• **WHAT YOU HAVE TO DO**: Copy out each line below that has the word "index" in it.

• **ITEMS**:
————————

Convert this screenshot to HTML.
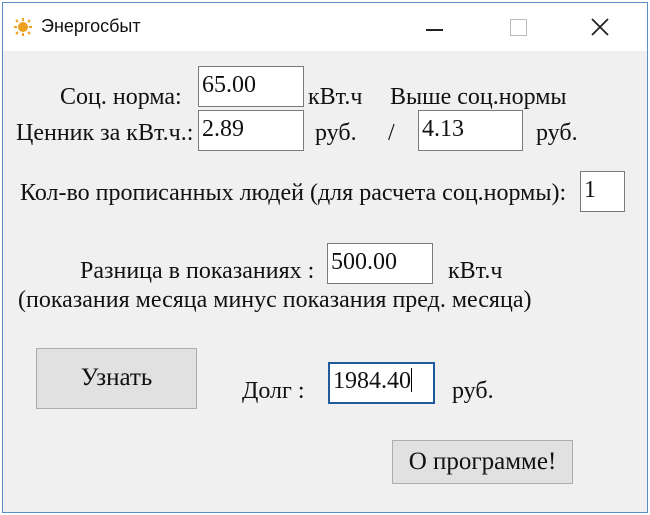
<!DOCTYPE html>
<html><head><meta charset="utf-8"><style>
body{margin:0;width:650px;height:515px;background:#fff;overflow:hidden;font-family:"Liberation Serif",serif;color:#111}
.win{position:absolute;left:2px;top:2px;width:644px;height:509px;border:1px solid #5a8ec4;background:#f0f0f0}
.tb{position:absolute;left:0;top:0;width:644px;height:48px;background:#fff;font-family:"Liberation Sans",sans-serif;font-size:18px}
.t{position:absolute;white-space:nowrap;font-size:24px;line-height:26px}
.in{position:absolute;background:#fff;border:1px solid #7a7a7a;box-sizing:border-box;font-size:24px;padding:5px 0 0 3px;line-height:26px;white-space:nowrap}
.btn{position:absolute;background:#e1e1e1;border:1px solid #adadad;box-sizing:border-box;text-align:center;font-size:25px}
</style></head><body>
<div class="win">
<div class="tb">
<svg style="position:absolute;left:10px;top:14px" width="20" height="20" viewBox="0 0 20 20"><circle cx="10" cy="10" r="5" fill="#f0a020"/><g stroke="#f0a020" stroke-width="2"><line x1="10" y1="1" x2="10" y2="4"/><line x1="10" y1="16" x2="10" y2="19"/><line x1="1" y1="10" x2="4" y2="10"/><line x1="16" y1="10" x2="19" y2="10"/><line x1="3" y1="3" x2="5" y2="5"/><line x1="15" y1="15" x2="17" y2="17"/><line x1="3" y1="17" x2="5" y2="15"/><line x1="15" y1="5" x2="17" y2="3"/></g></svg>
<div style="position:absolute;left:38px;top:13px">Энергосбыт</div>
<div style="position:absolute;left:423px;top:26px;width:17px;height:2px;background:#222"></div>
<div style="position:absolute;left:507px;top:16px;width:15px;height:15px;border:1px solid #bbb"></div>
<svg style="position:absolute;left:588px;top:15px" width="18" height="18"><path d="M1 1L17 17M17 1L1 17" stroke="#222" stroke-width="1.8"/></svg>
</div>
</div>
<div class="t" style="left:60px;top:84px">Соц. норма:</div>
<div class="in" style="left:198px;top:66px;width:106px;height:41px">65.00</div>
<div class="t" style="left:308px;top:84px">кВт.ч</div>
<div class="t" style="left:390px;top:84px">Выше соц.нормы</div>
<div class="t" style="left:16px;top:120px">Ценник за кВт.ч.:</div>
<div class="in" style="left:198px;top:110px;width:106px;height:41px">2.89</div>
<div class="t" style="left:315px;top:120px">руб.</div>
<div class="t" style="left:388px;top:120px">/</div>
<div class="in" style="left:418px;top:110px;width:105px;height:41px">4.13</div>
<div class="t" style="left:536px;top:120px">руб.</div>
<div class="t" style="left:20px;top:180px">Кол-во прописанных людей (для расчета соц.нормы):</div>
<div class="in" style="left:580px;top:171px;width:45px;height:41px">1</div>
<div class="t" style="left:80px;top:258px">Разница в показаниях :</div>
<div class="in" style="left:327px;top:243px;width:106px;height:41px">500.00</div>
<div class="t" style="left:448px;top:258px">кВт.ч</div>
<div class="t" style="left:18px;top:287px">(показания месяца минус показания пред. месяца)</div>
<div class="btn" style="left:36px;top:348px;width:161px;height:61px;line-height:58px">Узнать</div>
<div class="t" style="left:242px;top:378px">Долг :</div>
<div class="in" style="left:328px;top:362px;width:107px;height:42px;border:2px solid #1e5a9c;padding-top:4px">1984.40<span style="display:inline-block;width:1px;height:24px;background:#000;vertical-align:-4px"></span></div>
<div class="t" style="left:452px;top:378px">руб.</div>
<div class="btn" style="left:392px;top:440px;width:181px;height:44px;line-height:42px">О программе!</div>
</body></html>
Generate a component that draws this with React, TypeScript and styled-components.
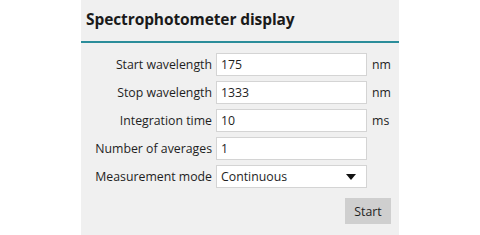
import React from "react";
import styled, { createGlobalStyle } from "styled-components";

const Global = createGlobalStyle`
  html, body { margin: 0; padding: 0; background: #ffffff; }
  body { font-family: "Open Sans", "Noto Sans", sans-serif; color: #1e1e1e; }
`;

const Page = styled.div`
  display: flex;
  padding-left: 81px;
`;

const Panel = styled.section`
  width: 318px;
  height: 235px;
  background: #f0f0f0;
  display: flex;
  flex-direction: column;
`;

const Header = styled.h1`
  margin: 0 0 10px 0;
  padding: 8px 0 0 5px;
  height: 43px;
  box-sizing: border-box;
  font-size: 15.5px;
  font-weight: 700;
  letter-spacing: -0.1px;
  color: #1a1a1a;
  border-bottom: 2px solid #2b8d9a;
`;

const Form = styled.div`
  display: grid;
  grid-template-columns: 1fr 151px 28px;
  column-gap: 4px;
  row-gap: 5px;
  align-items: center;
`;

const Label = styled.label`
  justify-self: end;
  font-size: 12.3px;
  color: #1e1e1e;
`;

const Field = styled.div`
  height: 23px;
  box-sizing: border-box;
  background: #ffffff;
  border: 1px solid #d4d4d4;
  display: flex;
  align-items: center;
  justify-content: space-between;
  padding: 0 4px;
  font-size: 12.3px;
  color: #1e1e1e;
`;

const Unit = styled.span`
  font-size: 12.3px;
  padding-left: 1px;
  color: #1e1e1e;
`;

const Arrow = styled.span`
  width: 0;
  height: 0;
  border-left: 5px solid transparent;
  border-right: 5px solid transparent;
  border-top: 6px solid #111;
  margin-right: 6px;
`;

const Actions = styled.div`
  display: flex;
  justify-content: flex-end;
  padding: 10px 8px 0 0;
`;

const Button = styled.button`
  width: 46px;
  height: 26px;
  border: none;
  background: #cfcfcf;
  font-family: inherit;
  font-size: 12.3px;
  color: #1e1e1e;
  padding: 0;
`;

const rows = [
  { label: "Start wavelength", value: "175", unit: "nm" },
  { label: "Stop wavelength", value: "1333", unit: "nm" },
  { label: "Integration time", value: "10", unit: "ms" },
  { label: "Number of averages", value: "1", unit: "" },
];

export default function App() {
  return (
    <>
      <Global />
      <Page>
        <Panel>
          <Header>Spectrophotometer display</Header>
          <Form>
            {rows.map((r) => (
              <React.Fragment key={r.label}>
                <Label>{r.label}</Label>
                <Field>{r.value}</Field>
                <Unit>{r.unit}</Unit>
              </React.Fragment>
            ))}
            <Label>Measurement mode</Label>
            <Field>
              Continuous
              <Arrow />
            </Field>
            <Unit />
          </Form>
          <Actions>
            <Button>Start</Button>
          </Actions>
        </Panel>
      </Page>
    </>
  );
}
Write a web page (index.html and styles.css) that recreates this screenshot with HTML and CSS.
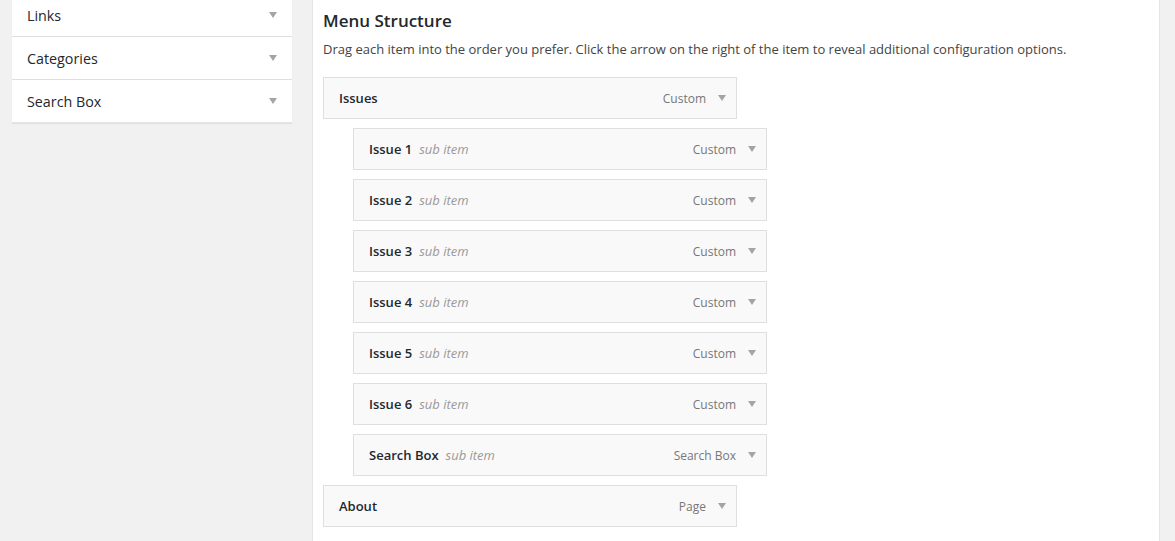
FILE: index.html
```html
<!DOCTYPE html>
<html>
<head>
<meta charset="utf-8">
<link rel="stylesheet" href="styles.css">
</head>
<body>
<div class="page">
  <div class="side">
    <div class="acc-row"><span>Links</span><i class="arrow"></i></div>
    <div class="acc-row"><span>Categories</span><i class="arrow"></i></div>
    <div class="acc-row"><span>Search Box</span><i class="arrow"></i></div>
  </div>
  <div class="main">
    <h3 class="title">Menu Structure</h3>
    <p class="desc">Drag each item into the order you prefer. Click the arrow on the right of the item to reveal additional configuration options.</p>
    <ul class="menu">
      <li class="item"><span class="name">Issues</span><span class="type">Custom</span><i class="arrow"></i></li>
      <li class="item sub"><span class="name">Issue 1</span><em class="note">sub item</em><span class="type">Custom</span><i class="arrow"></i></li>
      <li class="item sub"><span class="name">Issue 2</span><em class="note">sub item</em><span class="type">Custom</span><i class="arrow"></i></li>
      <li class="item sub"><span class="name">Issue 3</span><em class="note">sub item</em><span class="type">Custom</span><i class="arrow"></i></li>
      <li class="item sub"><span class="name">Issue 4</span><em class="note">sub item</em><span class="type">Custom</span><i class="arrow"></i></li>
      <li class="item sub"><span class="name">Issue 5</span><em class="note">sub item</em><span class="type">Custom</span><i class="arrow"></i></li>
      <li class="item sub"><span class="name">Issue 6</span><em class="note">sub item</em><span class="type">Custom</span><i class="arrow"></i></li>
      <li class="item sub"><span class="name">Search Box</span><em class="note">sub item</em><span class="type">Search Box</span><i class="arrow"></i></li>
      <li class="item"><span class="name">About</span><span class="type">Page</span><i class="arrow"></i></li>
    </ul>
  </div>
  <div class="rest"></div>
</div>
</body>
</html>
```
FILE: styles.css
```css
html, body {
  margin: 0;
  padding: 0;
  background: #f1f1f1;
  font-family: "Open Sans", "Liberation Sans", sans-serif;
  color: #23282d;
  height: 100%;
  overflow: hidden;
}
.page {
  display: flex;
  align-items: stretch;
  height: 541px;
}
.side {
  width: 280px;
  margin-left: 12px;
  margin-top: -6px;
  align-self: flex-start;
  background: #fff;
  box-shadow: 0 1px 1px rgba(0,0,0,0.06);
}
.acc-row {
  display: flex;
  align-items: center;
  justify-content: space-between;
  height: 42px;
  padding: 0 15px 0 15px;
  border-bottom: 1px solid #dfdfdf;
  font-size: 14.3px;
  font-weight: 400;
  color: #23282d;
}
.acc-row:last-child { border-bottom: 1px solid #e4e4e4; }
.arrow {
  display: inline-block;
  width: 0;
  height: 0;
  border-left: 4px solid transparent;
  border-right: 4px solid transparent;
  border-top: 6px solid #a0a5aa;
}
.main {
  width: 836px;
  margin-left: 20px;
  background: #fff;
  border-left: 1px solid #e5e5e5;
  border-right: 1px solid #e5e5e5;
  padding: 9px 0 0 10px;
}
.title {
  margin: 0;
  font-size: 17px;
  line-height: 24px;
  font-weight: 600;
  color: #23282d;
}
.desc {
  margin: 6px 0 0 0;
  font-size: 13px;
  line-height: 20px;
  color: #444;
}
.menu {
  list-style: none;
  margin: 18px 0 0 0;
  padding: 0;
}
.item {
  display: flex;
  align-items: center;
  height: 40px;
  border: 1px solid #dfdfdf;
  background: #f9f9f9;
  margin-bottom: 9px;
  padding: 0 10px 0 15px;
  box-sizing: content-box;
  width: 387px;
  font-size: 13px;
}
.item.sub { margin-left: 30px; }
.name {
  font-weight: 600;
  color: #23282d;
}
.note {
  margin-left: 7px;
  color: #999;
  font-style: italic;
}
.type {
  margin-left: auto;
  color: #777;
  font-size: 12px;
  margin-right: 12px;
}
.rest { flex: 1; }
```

————————

• **SOLUTION TO THE EXERCISE**:
Write a web page (index.html and styles.css) that recreates this screenshot with HTML and CSS.
FILE: index.html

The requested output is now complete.